Monday, March 12, 2012

How will the NDP manage expectations?

Based on where the polls are at and the general mood of the public in BC, it is a reasonable expectation that the NDP will win the next election.   Winning will be the easiest task for Adrian Dix, it is in government that he he will have the biggest trouble.   How will he manage the expectations of the people that support the NDP?

List of Expectations to be Managed:
The NDP will have to negotiate contracts with all the public sector unions, this includes the teachers.    The odds are the NDP will have to legislate some public workers back to work, almost with a certainty the BCTF.  The NDP had to do so twice during the 1990s.   Adrian Dix will either be forced to legislate the strongest labour support the party has back to work or he will have to convince the leadership to accept settlements that will go nowhere close to making up for the perceived losses since 2001.

The attitude towards the NDP by the mining sector is not good, but can the NDP actually be seem to be positive towards the industry?  There are more than enough elements among NDP supporters that are opposed to an expansion of mining in BC.   The future of the next five to eight probable mines in BC are very much in question.   That amounts to billions of dollars of investment in BC that may or may not happen.

The NDP has little or no choice but to raise some sort of taxes to be able to have any sort of start on a left of centre program of change.   The left in the NDP is already talking about  higher taxes on the rich and corporation.  The NDP campaign against the carbon tax and heavy involvement with the campaign against the HST will make even harder for the NDP to raise taxes.   I suspect that there will be a fear among pragmatic NDP insiders that they will be crucified and lose government after a single term if there are any tax increases.  The NDP will be accused of wanting to raise taxes in the next election, they will be in real trouble if they deny it.

What sort of reorganization of government will come under the NDP?  It is inevitable that the NDP  will make some significant  changes.  There are a lot of people out there expecting more government workers and specific ideas on how the government will look.   It is going to cost money and cause disruption.  Those of you that have read this blog know I am think the current organization of the natural resource ministries makes no sense.

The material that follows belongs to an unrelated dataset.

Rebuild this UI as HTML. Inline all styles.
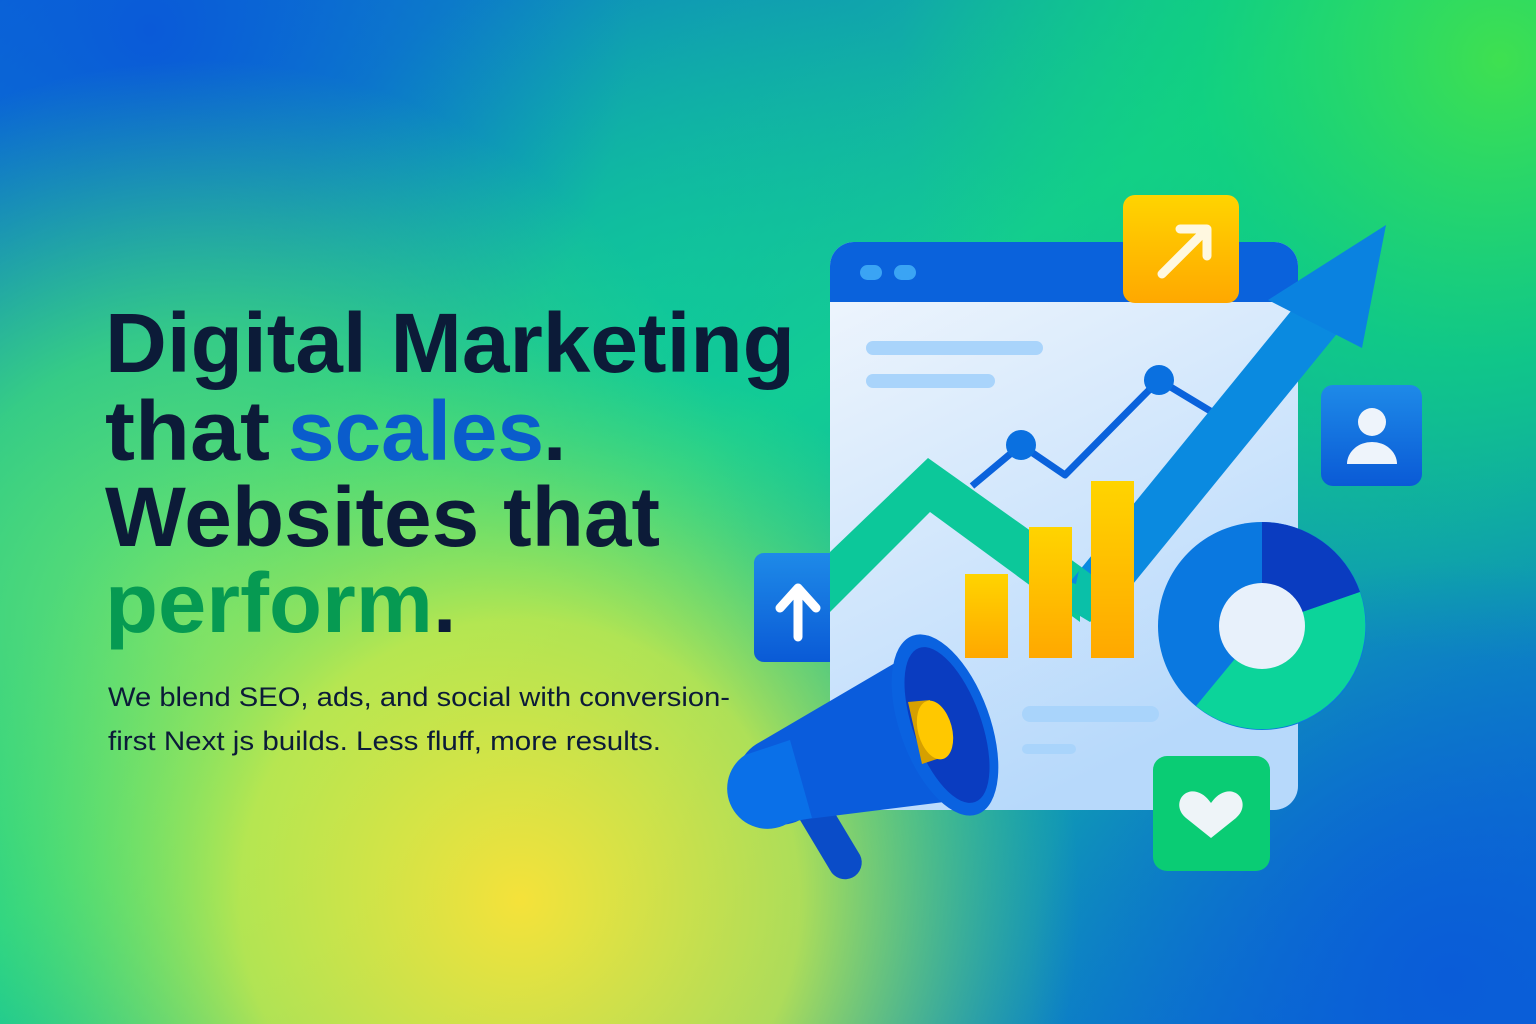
<!DOCTYPE html>
<html><head><meta charset="utf-8"><style>
html,body{margin:0;padding:0;width:1536px;height:1024px;overflow:hidden}
svg{display:block}
</style></head><body>
<svg width="1536" height="1024" viewBox="0 0 1536 1024" xmlns="http://www.w3.org/2000/svg">
<defs>
<linearGradient id="bg" x1="0" y1="0" x2="1" y2="1">
<stop offset="0" stop-color="#0a62d8"/>
<stop offset="0.45" stop-color="#14cc92"/>
<stop offset="1" stop-color="#0a66d8"/>
</linearGradient>
<radialGradient id="yel" cx="520" cy="900" r="560" gradientUnits="userSpaceOnUse">
<stop offset="0" stop-color="#f5e23a"/>
<stop offset="0.5" stop-color="#c9e84a" stop-opacity="0.85"/>
<stop offset="1" stop-color="#5ee06a" stop-opacity="0"/>
</radialGradient>
<radialGradient id="grn" cx="1500" cy="60" r="600" gradientUnits="userSpaceOnUse">
<stop offset="0" stop-color="#3fe050"/>
<stop offset="0.5" stop-color="#10d47a" stop-opacity="0.7"/>
<stop offset="1" stop-color="#10d47a" stop-opacity="0"/>
</radialGradient>
<radialGradient id="gl" cx="200" cy="620" r="560" gradientUnits="userSpaceOnUse">
<stop offset="0" stop-color="#6ee070"/>
<stop offset="0.5" stop-color="#40dc78" stop-opacity="0.8"/>
<stop offset="1" stop-color="#30d880" stop-opacity="0"/>
</radialGradient>
<radialGradient id="mid" cx="650" cy="330" r="380" gradientUnits="userSpaceOnUse">
<stop offset="0" stop-color="#10cc98" stop-opacity="0.8"/>
<stop offset="1" stop-color="#10cc98" stop-opacity="0"/>
</radialGradient>
<radialGradient id="br" cx="1450" cy="980" r="420" gradientUnits="userSpaceOnUse">
<stop offset="0" stop-color="#0a5cd8"/>
<stop offset="1" stop-color="#0a5cd8" stop-opacity="0"/>
</radialGradient>
<radialGradient id="tl" cx="150" cy="30" r="480" gradientUnits="userSpaceOnUse">
<stop offset="0" stop-color="#0a5ad8"/>
<stop offset="1" stop-color="#0a70d8" stop-opacity="0"/>
</radialGradient>
<linearGradient id="page" x1="0" y1="0" x2="0.4" y2="1">
<stop offset="0" stop-color="#f2f7fd"/>
<stop offset="1" stop-color="#b7d9fb"/>
</linearGradient>
<linearGradient id="yb" x1="0" y1="0" x2="0" y2="1">
<stop offset="0" stop-color="#ffd400"/>
<stop offset="1" stop-color="#ffa800"/>
</linearGradient>
<linearGradient id="bb" x1="0" y1="0" x2="0" y2="1">
<stop offset="0" stop-color="#1e8ae8"/>
<stop offset="1" stop-color="#0a5ad6"/>
</linearGradient>
</defs>
<rect width="1536" height="1024" fill="url(#bg)"/>
<rect width="1536" height="1024" fill="url(#mid)"/>
<rect width="1536" height="1024" fill="url(#tl)"/>
<rect width="1536" height="1024" fill="url(#grn)"/>
<rect width="1536" height="1024" fill="url(#gl)"/>
<rect width="1536" height="1024" fill="url(#yel)"/>
<rect width="1536" height="1024" fill="url(#br)"/>

<g font-family="Liberation Sans, sans-serif" font-weight="700" font-size="84">
<text x="105" y="372" fill="#0c1b38" textLength="690" lengthAdjust="spacingAndGlyphs">Digital Marketing</text>
<text x="105" y="460" fill="#0c1b38" textLength="165" lengthAdjust="spacingAndGlyphs">that</text>
<text x="288" y="460" fill="#0a5ccc" textLength="256" lengthAdjust="spacingAndGlyphs">scales</text>
<text x="543" y="460" fill="#0c1b38">.</text>
<text x="105" y="546" fill="#0c1b38" textLength="555" lengthAdjust="spacingAndGlyphs">Websites that</text>
<text x="105" y="632" fill="#069a52" textLength="328" lengthAdjust="spacingAndGlyphs">perform</text>
<text x="433" y="632" fill="#0c1b38">.</text>
</g>
<g font-family="Liberation Sans, sans-serif" font-size="27" fill="#0c1b38">
<text x="108" y="706" textLength="622" lengthAdjust="spacingAndGlyphs">We blend SEO, ads, and social with conversion-</text>
<text x="108" y="750" textLength="553" lengthAdjust="spacingAndGlyphs">first Next js builds. Less fluff, more results.</text>
</g>

<rect x="830" y="242" width="468" height="568" rx="24" fill="url(#page)"/>
<path d="M854 242 H1274 A24 24 0 0 1 1298 266 V302 H830 V266 A24 24 0 0 1 854 242Z" fill="#0a62dc"/>
<rect x="860" y="265" width="22" height="15" rx="7.5" fill="#3aa4f4"/>
<rect x="894" y="265" width="22" height="15" rx="7.5" fill="#3aa4f4"/>
<rect x="866" y="341" width="177" height="14" rx="7" fill="#a9d4fb"/>
<rect x="866" y="374" width="129" height="14" rx="7" fill="#a9d4fb"/>
<rect x="1022" y="706" width="137" height="16" rx="8" fill="#a9d4fb"/>
<rect x="1022" y="744" width="54" height="10" rx="5" fill="#a9d4fb"/>

<polyline points="972,486 1021,445 1065,475 1159,380 1212,412" fill="none" stroke="#0a62dc" stroke-width="7" stroke-linejoin="round"/>
<circle cx="1021" cy="445" r="15" fill="#0a70e0"/>
<circle cx="1159" cy="380" r="15" fill="#0a70e0"/>

<path d="M830 552 L928 458 L1080 566 L1080 622 L930 512 L830 612Z" fill="#0cc89a"/>
<path d="M1070 582 L1300 300 L1340 330 L1120 600 Z" fill="#0a8ae0"/>
<path d="M1080 566 L1120 596 L1090 622 L1070 610Z" fill="#0ac0a8"/>
<path d="M1268 300 L1386 225 L1362 348Z" fill="#0a82e0"/>

<rect x="965" y="574" width="43" height="84" fill="url(#yb)"/>
<rect x="1029" y="527" width="43" height="131" fill="url(#yb)"/>
<rect x="1091" y="481" width="43" height="177" fill="url(#yb)"/>

<g transform="translate(1262,626)">
<circle r="104" fill="#0a78e0"/>
<path d="M0 0 L0 -104 A104 104 0 0 1 98 -34 Z" fill="#0a3cc0"/>
<path d="M0 0 L98 -34 A104 104 0 0 1 -66 80 Z" fill="#0cd49a"/>
<circle r="43" fill="#e8f1fb"/>
</g>

<rect x="1123" y="195" width="116" height="108" rx="12" fill="url(#yb)"/>
<path d="M1162 274 L1205 231 M1180 229 H1207 V256" fill="none" stroke="#fff8e0" stroke-width="9" stroke-linecap="round" stroke-linejoin="round"/>

<rect x="1321" y="385" width="101" height="101" rx="12" fill="url(#bb)"/>
<circle cx="1372" cy="422" r="14" fill="#eef4fb"/>
<path d="M1347 464 A25 22 0 0 1 1397 464 Z" fill="#eef4fb"/>

<path d="M754 564 A10 10 0 0 1 764 553 H830 V662 H764 A10 10 0 0 1 754 652Z" fill="url(#bb)"/>
<path d="M798 637 V595 M780 608 L798 588 L816 608" fill="none" stroke="#fff" stroke-width="9" stroke-linecap="round" stroke-linejoin="round"/>

<rect x="1153" y="756" width="117" height="115" rx="14" fill="#0acc74"/>
<path d="M1211 838 L1186 818 C1172 806 1182 788 1197 792 C1204 794 1208 799 1211 803 C1214 799 1218 794 1225 792 C1240 788 1250 806 1236 818Z" fill="#eef4f8"/>

<path d="M800 820 L830 870 A16 16 0 0 0 860 855 L830 805Z" fill="#0a4cc8"/>
<path d="M760 742 L900 660 L960 800 L800 820 A38 38 0 0 1 760 742Z" fill="#0a5cdc"/>
<path d="M745 755 A38 38 0 0 0 790 822 L812 818 L790 740Z" fill="#0a70e8"/>
<ellipse cx="945" cy="725" rx="45" ry="95" transform="rotate(-20 945 725)" fill="#0a62e0"/>
<ellipse cx="947" cy="725" rx="34" ry="82" transform="rotate(-20 947 725)" fill="#0a3cc0"/>
<path d="M908 702 L930 700 L940 758 L922 764Z" fill="#d6a000"/>
<ellipse cx="935" cy="730" rx="17" ry="30" transform="rotate(-15 935 730)" fill="#ffc800"/>
</svg>
</body></html>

The NDP is going to have a huge problem managing public expectations in healthcare.   You could add a lot more money to healthcare in BC and likely see few significant improvements.   The public is convinced we have a serious healthcare crisis in BC, the NDP is highly unlikely to be able to make a serious dent in this.  No matter how many resources any government puts into healthcare people are going still be sick and will die.   There will always be people angry because the system can not deliver what they want right away.   The NDP will have to be seen to be doing something but that something will cost billions.

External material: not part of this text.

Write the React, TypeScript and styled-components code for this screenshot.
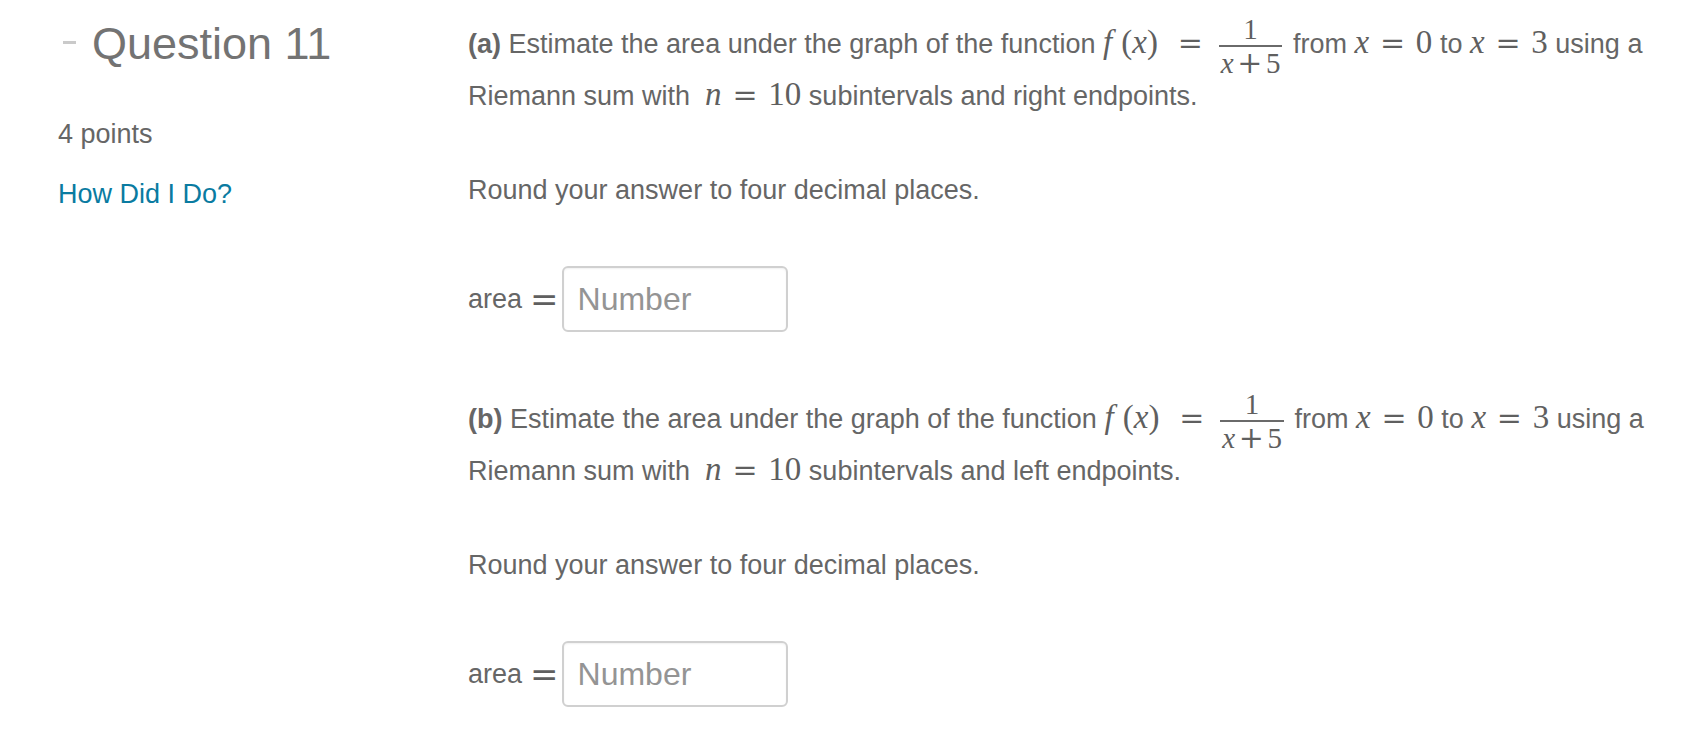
import React from "react";
import styled, { createGlobalStyle } from "styled-components";

const GlobalStyle = createGlobalStyle`
  html, body {
    margin: 0;
    padding: 0;
    background: #ffffff;
  }
  body {
    font-family: "Liberation Sans", Arial, sans-serif;
    color: #666666;
  }
`;

const Page = styled.div`
  display: flex;
  align-items: flex-start;
  padding-left: 58px;
  font-family: "Liberation Sans", Arial, sans-serif;
  color: #666666;
`;

const Sidebar = styled.aside`
  flex: none;
  width: 410px;
  display: flex;
  flex-direction: column;
`;

const Title = styled.h2`
  margin: 19px 0 0;
  display: flex;
  align-items: center;
  height: 50px;
  font-size: 45px;
  line-height: 50px;
  font-weight: 400;
  color: #737373;
`;

const Toggle = styled.span`
  flex: none;
  width: 13px;
  height: 3px;
  margin: 0 16px 4px 5px;
  background: #cacaca;
`;

const Points = styled.div`
  margin-top: 47px;
  font-size: 27px;
  line-height: 36px;
`;

const HelpLink = styled.a`
  margin-top: 24px;
  font-size: 27px;
  line-height: 36px;
  color: #0a7ba1;
  text-decoration: none;
  align-self: flex-start;
  cursor: pointer;
`;

const Main = styled.main`
  flex: 1;
  display: flex;
  flex-direction: column;
  gap: 61px;
  padding-top: 18px;
`;

const Part = styled.section`
  display: flex;
  flex-direction: column;
`;

const Para = styled.p<{ $gap?: number }>`
  margin: ${(p) => p.$gap ?? 0}px 0 0;
  font-size: 27px;
  line-height: 52px;
  white-space: nowrap;
`;

const Label = styled.b`
  font-weight: 700;
`;

const MathText = styled.span`
  font-family: "Liberation Serif", "Times New Roman", serif;
  font-size: 33px;
  line-height: 1;
  color: #5f5f5f;
`;

const Var = styled.i`
  font-style: italic;
`;

const Paren = styled.span`
  margin-left: 0.28em;
`;

const Op = styled.span<{ $space?: number; $lead?: number }>`
  font-family: "DejaVu Serif", "Liberation Serif", serif;
  font-size: 30px;
  line-height: 1;
  margin: 0 ${(p) => p.$space ?? 0.36}em 0
    ${(p) => (p.$lead ?? 0) + (p.$space ?? 0.36) * 30}px;
`;

const Frac = styled.span`
  display: inline-flex;
  flex-direction: column;
  align-items: stretch;
  vertical-align: middle;
  margin: -12px 3px -12px 5px;
  font-family: "Liberation Serif", "Times New Roman", serif;
  font-size: 29px;
  line-height: 32px;
  color: #5f5f5f;
`;

const Num = styled.span`
  text-align: center;
  padding: 0 2px;
  border-bottom: 2px solid #6a6a6a;
`;

const Den = styled.span`
  text-align: center;
  padding: 0 2px;
`;

const AreaRow = styled.div`
  margin-top: 50px;
  display: flex;
  align-items: center;
  height: 66px;
  font-size: 27px;
  line-height: 52px;
`;

const AreaEq = styled.span`
  font-family: "DejaVu Serif", "Liberation Serif", serif;
  font-size: 34px;
  line-height: 1;
  color: #5f5f5f;
  margin: 0 3px 0 8px;
`;

const NumberInput = styled.input`
  box-sizing: border-box;
  width: 226px;
  height: 66px;
  padding: 0 14px;
  border: 2px solid #d0d0d0;
  border-radius: 6px;
  box-shadow: inset 0 1px 2px rgba(0, 0, 0, 0.06);
  font-family: "Liberation Sans", Arial, sans-serif;
  font-size: 32px;
  color: #555;
  background: #fff;
  outline: none;

  &::placeholder {
    color: #949494;
  }
`;

type PartProps = { letter: string; side: string };

const Question = ({ letter, side }: PartProps) => (
  <Part>
    <Para>
      <Label>({letter})</Label> Estimate the area under the graph of the function{" "}
      <MathText>
        <Var>f</Var>
        <Paren>(</Paren>
        <Var>x</Var>)
        <Op $lead={9}>=</Op>
      </MathText>
      <Frac>
        <Num>1</Num>
        <Den>
          <Var>x</Var>
          <Op $space={0.12}>+</Op>5
        </Den>
      </Frac>{" "}
      from{" "}
      <MathText>
        <Var>x</Var>
        <Op>=</Op>0
      </MathText>{" "}
      to{" "}
      <MathText>
        <Var>x</Var>
        <Op>=</Op>3
      </MathText>{" "}
      using a
      <br />
      Riemann sum with&nbsp;{" "}
      <MathText>
        <Var>n</Var>
        <Op>=</Op>10
      </MathText>{" "}
      subintervals and {side} endpoints.
    </Para>
    <Para $gap={42}>Round your answer to four decimal places.</Para>
    <AreaRow>
      area
      <AreaEq>=</AreaEq>
      <NumberInput type="text" placeholder="Number" aria-label="area" />
    </AreaRow>
  </Part>
);

export default function App() {
  return (
    <>
      <GlobalStyle />
      <Page>
        <Sidebar>
          <Title>
            <Toggle />
            Question 11
          </Title>
          <Points>4 points</Points>
          <HelpLink>How Did I Do?</HelpLink>
        </Sidebar>
        <Main>
          <Question letter="a" side="right" />
          <Question letter="b" side="left" />
        </Main>
      </Page>
    </>
  );
}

There is a strong lobby among NDP supporters for enhanced public transit.   The NDP wiollbe pushed to to commit to large new rail transit projects.   The Evergreen line will go ahead but there are many more possible ones out there.   The line to UBC, further extensions to the Expo line and the LRT in Victoria are all projects the NDP will be expected to fund and fund quickly.   I know on the island there will be a big push for money for the E and N railway.   These are large capital projects and need billions.

BC needs more electrical power and the NDP has demands to move away from private production and back to BC Hydro power generation.   This means Site C and a whole segment of the NDP is solidly against Site C.  Short of more run of the river power, there are very few realistic options  to bring power online anytime soon.

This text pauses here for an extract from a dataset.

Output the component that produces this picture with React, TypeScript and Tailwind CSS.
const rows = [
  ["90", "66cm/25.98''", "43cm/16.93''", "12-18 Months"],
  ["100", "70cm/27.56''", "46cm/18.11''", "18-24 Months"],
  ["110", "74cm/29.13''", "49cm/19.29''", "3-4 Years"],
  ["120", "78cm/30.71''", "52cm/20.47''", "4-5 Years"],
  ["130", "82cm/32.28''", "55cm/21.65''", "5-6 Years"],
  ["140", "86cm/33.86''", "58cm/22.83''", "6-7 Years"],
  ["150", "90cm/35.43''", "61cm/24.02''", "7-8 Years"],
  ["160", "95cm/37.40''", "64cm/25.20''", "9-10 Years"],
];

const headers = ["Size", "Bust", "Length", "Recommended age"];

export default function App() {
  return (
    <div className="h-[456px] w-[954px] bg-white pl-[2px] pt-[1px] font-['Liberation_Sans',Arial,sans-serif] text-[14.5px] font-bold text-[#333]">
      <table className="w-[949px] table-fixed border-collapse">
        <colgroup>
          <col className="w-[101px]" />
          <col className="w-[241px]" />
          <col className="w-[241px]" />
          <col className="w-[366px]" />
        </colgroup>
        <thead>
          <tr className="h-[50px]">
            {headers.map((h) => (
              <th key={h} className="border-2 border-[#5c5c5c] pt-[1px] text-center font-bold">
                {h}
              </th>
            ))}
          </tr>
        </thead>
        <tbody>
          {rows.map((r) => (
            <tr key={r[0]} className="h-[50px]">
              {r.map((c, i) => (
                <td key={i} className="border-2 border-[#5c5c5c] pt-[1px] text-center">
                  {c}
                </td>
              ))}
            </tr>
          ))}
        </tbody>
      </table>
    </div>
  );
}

Many will be expecting the NDP to work on the climate change file, but at the same time oil and gas along with coal are very important parts of the BC economy.   The government will be pragmatic and not bring an end to oil and gas.

I could go on with more issues.

The Reality
An Adrian Dix government at the heart of it is not going to radially different than the current Christy Clark government,  I do not see this as a bad thing.  I know I will be crucified by the left and centre right for saying thatfor the suggestion.  The BC Conservatives and hard right social conservatives will agree the NDP and Liberals are the same, but will disagree that either one could be a good government.

I do not expect there to be a wholesale over turning of Liberal policies.

Sure the business community will scream about the socialist NDP government of Adrian Dix, but it is their own supporters that will be the most disappointed and upset with an NDP government - the left of the NDP and the green wing of the NDP.   How he manages this will determine if Adrian Dix will be premier for more than one term.